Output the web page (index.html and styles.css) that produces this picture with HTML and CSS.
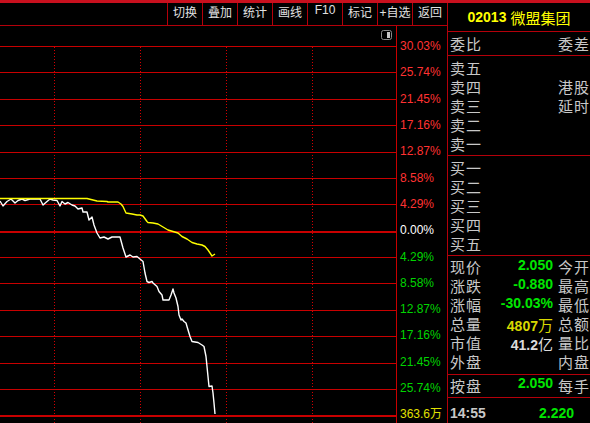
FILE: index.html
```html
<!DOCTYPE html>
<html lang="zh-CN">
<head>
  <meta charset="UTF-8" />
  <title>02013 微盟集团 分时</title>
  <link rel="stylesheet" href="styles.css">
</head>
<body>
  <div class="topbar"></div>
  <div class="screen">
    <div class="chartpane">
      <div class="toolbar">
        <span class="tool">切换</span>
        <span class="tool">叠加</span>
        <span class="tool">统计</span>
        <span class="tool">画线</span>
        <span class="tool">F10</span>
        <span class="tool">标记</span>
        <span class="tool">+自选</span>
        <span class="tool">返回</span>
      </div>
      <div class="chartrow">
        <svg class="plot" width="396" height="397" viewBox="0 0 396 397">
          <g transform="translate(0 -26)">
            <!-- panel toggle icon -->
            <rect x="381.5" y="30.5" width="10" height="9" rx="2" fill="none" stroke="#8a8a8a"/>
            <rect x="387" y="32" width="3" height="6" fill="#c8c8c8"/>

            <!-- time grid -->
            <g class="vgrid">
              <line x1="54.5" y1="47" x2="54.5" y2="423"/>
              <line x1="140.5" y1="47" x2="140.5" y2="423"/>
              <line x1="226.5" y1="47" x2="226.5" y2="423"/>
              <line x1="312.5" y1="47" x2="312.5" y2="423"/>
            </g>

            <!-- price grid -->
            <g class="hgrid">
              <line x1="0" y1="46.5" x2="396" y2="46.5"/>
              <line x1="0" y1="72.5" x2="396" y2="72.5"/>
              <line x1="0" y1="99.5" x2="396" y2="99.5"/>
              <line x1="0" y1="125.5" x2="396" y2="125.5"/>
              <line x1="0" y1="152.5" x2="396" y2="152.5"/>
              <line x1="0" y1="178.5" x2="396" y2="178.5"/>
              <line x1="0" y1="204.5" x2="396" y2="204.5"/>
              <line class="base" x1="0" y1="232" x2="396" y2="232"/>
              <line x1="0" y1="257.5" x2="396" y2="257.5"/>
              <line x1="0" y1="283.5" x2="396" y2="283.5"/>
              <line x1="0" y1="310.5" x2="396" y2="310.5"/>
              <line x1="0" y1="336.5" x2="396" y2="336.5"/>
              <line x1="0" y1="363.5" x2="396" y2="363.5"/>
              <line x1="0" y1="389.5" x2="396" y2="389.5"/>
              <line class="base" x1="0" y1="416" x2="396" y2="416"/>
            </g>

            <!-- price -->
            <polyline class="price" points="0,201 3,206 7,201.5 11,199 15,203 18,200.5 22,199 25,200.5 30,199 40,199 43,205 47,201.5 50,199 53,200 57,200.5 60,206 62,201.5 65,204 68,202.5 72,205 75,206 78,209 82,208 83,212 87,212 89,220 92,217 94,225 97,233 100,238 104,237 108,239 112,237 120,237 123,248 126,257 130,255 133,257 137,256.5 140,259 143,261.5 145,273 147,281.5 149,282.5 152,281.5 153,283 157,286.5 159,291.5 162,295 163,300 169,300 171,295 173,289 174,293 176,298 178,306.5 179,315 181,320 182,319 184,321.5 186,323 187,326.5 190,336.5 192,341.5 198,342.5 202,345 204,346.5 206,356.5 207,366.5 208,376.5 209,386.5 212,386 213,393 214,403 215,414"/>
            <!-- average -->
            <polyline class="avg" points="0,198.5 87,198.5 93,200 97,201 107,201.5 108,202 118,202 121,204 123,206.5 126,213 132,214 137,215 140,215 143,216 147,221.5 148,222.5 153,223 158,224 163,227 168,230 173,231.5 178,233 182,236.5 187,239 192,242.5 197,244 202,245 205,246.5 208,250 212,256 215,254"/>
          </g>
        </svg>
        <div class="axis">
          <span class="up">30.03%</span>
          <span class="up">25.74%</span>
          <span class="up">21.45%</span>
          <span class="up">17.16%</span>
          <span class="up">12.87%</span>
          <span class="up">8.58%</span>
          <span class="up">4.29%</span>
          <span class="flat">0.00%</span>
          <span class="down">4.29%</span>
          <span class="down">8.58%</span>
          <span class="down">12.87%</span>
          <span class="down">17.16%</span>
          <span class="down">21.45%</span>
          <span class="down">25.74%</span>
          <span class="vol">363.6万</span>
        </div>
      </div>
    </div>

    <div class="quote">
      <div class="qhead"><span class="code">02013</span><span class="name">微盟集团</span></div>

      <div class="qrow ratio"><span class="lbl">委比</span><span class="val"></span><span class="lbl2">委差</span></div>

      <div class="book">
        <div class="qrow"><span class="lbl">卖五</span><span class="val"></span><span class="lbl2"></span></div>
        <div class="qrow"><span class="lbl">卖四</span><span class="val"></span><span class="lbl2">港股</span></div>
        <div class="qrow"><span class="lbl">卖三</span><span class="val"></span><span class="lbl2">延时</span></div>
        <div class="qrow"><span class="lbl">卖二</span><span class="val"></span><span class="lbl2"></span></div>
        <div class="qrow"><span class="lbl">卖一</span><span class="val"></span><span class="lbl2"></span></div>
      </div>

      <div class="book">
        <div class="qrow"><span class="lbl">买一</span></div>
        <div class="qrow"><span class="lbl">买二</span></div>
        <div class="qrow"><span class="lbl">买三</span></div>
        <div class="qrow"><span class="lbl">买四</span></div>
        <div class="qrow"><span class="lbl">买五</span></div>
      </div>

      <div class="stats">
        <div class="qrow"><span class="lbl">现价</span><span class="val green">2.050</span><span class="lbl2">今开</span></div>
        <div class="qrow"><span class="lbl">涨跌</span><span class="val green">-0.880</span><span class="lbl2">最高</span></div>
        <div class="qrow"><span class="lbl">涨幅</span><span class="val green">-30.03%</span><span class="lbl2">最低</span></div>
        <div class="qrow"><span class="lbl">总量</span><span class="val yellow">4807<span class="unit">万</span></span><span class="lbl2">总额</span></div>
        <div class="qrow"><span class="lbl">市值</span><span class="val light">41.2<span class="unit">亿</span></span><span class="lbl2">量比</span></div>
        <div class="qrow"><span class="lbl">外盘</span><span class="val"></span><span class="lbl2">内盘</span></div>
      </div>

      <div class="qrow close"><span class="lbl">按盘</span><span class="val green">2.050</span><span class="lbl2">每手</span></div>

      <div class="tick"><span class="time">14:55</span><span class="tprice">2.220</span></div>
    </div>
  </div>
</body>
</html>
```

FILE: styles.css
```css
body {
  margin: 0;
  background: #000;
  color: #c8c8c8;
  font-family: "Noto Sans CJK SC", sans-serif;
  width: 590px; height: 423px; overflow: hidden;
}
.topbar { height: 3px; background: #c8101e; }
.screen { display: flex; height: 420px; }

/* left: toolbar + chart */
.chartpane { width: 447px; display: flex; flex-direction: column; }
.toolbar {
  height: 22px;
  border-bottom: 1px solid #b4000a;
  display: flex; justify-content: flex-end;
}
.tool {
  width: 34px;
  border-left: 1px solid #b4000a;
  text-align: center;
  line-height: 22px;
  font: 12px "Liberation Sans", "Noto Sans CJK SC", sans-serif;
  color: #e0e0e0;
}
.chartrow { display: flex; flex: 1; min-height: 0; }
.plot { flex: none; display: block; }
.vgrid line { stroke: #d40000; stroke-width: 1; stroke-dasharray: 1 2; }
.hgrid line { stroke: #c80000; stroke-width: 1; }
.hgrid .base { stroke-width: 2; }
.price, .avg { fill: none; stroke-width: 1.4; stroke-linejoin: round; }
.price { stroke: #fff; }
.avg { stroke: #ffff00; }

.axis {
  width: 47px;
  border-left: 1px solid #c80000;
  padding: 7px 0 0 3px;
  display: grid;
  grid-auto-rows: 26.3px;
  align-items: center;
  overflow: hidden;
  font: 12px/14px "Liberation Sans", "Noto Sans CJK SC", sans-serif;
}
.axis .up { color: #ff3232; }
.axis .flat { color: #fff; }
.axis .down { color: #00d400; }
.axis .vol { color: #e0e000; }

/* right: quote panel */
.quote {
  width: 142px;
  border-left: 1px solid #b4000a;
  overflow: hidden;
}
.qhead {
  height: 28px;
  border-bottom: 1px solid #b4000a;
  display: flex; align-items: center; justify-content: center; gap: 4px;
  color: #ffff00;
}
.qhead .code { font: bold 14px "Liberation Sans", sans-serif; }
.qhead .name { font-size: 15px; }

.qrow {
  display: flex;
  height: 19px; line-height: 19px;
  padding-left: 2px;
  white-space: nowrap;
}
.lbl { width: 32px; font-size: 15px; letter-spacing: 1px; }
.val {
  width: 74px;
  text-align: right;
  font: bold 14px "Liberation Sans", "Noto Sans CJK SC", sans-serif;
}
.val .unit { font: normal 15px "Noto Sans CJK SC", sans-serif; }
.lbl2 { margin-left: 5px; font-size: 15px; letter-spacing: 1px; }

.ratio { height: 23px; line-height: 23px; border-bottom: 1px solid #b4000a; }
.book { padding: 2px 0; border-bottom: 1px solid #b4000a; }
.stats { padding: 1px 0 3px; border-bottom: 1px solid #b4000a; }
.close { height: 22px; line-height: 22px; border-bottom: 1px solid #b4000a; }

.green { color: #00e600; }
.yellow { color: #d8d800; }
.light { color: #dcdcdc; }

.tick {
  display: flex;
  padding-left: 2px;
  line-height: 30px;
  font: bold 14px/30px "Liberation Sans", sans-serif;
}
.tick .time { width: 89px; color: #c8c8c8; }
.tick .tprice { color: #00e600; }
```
----
What to produce – Copy all lines from the material that hold "index".

Solution for this problem –
Output the web page (index.html and styles.css) that produces this picture with HTML and CSS.
FILE: index.html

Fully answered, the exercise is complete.